> _PROBLEM DETAILS_: Start at the line containing "Output the component", stop at the line containing "import styled from 'styled-components'", and please reproduce every line in between, both ends included, without pictures.

> _DATASET RECORDS_:

'''

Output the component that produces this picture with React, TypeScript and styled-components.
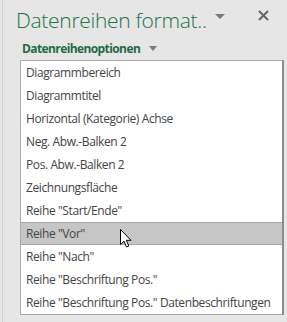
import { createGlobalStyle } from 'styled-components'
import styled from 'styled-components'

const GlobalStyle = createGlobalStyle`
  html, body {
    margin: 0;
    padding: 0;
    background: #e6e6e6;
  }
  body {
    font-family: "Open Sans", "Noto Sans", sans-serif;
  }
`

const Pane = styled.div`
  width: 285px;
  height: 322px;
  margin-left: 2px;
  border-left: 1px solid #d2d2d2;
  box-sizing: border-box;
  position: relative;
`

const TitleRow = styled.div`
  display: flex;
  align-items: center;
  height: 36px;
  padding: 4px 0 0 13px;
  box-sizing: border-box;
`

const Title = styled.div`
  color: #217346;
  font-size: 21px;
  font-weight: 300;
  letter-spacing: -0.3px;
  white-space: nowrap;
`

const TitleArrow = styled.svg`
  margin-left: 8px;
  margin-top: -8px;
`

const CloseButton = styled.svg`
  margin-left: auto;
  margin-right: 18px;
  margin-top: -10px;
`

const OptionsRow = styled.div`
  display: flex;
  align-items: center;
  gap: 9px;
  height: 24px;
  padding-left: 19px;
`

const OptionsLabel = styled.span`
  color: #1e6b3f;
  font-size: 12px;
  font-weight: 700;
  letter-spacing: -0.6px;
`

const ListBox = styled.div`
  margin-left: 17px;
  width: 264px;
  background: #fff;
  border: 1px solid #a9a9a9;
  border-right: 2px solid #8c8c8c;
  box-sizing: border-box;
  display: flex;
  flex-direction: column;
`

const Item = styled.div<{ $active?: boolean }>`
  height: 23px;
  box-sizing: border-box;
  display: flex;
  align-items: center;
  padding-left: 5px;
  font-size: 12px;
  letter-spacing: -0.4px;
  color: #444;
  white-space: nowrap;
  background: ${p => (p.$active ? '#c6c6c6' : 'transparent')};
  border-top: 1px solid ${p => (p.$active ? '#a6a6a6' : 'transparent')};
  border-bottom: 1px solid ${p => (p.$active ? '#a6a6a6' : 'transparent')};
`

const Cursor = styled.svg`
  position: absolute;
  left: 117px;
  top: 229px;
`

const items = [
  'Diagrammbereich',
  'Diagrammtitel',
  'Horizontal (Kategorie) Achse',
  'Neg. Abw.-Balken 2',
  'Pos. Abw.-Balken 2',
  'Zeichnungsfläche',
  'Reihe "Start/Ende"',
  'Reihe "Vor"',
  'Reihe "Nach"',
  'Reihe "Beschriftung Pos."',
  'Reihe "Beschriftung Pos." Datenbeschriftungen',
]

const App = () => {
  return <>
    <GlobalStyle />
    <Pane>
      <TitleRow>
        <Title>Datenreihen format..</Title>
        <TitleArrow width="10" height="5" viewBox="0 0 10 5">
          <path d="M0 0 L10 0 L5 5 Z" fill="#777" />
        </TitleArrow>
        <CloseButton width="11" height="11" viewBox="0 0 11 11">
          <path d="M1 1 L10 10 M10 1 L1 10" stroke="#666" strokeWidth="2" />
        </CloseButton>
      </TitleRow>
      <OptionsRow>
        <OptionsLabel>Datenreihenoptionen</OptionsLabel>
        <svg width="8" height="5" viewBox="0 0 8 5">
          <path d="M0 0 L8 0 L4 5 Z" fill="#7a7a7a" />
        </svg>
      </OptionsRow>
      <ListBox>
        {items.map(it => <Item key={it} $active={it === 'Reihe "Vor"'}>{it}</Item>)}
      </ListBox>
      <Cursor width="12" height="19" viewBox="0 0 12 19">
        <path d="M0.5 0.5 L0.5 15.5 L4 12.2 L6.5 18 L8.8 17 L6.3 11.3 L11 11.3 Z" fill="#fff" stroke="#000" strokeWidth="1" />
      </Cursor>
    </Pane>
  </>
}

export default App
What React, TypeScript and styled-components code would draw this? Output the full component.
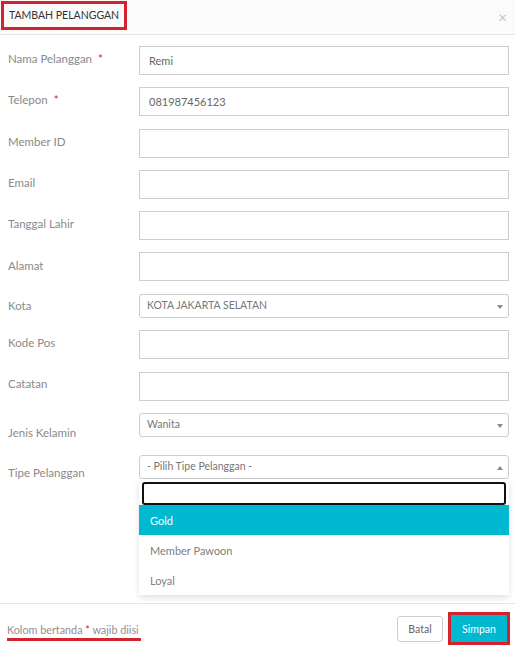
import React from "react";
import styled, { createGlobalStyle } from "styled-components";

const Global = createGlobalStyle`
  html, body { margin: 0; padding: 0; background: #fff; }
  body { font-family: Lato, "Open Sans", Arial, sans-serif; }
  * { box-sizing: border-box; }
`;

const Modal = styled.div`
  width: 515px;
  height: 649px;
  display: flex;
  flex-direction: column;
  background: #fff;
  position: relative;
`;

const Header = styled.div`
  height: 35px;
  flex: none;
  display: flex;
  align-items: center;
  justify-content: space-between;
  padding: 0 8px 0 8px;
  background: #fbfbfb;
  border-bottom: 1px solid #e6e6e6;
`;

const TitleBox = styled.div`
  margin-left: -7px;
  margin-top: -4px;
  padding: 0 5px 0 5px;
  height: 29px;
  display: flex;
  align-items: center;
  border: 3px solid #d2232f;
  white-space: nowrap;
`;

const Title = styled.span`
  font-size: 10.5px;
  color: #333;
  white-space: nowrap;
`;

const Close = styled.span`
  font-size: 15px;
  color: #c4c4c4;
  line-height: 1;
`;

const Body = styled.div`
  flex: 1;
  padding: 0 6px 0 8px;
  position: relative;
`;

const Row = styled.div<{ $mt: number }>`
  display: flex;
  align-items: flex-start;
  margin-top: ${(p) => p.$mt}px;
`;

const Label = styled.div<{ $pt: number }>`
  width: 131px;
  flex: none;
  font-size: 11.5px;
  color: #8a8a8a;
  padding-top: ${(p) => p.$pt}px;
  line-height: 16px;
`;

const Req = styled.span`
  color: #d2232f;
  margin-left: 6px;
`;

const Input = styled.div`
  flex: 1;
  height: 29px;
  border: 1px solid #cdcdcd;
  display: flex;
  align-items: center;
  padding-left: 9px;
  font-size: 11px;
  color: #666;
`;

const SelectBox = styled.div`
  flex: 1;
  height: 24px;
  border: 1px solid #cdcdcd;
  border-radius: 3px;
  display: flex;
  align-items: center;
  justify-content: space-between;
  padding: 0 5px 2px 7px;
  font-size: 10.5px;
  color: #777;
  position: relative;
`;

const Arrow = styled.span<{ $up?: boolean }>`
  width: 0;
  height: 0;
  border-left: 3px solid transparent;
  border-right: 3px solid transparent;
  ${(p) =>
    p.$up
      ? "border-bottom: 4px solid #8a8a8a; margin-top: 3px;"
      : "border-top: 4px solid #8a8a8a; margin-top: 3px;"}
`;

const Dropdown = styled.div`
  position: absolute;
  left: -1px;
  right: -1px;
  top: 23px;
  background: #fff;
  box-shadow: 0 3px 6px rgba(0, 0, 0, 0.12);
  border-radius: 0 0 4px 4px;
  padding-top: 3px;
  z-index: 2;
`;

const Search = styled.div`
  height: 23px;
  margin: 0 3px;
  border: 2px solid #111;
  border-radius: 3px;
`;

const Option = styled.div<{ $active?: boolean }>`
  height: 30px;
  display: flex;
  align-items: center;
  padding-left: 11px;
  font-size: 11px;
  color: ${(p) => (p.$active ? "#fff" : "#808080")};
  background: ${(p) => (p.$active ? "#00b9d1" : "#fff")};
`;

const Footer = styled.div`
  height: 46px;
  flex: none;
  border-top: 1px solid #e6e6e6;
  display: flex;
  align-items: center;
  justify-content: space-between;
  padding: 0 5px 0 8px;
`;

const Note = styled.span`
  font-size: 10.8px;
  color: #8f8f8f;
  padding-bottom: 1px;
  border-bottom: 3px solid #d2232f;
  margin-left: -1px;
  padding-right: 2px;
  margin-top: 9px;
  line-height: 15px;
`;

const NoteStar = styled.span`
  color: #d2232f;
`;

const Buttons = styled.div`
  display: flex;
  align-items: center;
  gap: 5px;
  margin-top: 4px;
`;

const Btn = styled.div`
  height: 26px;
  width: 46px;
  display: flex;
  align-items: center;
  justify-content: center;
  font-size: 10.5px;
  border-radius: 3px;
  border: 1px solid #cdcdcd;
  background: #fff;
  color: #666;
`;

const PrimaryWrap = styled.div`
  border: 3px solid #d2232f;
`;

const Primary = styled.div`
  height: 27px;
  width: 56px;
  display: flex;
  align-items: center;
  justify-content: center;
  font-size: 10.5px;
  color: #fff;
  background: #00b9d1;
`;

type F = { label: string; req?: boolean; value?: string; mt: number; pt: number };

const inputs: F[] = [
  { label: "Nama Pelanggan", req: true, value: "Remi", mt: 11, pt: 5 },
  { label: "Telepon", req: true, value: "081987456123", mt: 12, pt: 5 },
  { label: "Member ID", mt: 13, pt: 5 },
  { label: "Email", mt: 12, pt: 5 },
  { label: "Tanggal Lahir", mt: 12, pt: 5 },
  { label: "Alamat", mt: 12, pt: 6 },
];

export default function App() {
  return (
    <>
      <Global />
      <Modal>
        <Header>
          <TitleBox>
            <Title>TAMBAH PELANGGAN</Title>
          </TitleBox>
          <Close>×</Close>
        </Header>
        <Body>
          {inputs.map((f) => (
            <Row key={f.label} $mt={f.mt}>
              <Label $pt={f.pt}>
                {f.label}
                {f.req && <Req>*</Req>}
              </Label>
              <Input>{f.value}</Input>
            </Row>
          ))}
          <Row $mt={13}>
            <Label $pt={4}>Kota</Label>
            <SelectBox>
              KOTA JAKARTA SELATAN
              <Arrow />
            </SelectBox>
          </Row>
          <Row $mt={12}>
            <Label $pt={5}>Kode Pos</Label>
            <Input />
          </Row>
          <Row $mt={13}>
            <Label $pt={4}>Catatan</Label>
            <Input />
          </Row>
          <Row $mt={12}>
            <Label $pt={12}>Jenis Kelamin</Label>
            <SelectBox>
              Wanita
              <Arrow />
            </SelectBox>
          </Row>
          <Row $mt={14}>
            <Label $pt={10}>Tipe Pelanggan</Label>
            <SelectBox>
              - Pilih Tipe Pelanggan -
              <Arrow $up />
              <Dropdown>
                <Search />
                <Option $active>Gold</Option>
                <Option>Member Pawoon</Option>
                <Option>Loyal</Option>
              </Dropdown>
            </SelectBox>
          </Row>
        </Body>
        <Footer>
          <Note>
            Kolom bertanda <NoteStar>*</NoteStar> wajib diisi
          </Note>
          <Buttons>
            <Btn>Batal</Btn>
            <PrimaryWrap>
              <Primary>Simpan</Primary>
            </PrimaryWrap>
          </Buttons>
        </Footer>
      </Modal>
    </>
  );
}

'''
'''

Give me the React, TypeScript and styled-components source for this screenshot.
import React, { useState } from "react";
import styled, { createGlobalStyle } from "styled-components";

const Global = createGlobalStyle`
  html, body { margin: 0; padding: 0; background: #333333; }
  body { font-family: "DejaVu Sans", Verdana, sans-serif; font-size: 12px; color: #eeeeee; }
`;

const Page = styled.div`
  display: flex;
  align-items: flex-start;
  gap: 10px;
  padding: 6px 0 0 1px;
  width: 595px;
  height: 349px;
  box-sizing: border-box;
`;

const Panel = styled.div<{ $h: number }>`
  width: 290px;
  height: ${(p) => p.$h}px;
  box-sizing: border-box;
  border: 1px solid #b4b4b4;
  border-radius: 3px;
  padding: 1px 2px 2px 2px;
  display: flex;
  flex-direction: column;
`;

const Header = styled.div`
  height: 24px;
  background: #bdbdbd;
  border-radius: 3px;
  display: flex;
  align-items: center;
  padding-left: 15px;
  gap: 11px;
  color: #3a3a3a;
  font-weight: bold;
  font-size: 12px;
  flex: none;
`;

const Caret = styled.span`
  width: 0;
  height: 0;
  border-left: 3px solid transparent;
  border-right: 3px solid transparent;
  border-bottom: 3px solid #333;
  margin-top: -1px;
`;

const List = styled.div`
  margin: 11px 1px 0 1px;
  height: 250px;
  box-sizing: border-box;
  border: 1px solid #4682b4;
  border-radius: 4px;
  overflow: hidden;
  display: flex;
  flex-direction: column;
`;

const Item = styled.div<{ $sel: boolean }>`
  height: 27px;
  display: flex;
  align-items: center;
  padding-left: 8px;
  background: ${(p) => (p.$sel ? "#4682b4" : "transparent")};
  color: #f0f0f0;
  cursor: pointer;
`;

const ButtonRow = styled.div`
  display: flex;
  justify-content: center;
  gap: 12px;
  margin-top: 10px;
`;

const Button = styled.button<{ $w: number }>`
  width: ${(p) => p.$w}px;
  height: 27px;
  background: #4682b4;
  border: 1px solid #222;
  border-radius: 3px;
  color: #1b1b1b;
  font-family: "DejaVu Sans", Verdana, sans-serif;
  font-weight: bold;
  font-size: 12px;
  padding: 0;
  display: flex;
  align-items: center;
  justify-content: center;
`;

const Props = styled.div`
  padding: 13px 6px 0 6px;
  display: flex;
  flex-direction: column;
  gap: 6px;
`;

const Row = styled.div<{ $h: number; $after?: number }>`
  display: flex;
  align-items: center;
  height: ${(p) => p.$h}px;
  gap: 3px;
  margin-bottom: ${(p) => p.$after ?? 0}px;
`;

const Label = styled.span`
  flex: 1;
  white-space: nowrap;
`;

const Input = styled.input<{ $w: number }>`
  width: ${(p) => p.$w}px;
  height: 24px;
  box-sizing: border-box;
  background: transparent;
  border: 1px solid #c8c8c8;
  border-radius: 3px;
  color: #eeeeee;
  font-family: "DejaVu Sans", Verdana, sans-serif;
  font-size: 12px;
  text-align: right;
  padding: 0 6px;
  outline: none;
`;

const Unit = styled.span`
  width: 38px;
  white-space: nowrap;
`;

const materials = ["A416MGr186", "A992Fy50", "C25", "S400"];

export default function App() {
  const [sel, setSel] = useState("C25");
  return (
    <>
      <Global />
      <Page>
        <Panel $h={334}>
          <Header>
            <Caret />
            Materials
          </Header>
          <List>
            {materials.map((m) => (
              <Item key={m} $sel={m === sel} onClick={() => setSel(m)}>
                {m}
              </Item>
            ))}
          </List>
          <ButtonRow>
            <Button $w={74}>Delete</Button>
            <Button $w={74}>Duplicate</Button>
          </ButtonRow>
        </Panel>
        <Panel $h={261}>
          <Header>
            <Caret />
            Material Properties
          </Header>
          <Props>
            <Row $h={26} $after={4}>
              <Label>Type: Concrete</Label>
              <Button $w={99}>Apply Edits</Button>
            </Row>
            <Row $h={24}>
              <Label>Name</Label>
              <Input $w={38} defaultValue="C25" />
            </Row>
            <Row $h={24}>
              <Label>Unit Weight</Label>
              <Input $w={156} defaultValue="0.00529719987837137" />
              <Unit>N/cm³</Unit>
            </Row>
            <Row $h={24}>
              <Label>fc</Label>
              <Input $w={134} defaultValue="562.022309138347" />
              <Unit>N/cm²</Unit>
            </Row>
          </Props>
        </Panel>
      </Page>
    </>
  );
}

'''

> _ANSWER FOR THE TASK_:
Output the component that produces this picture with React, TypeScript and styled-components.
import { createGlobalStyle } from 'styled-components'
import styled from 'styled-components'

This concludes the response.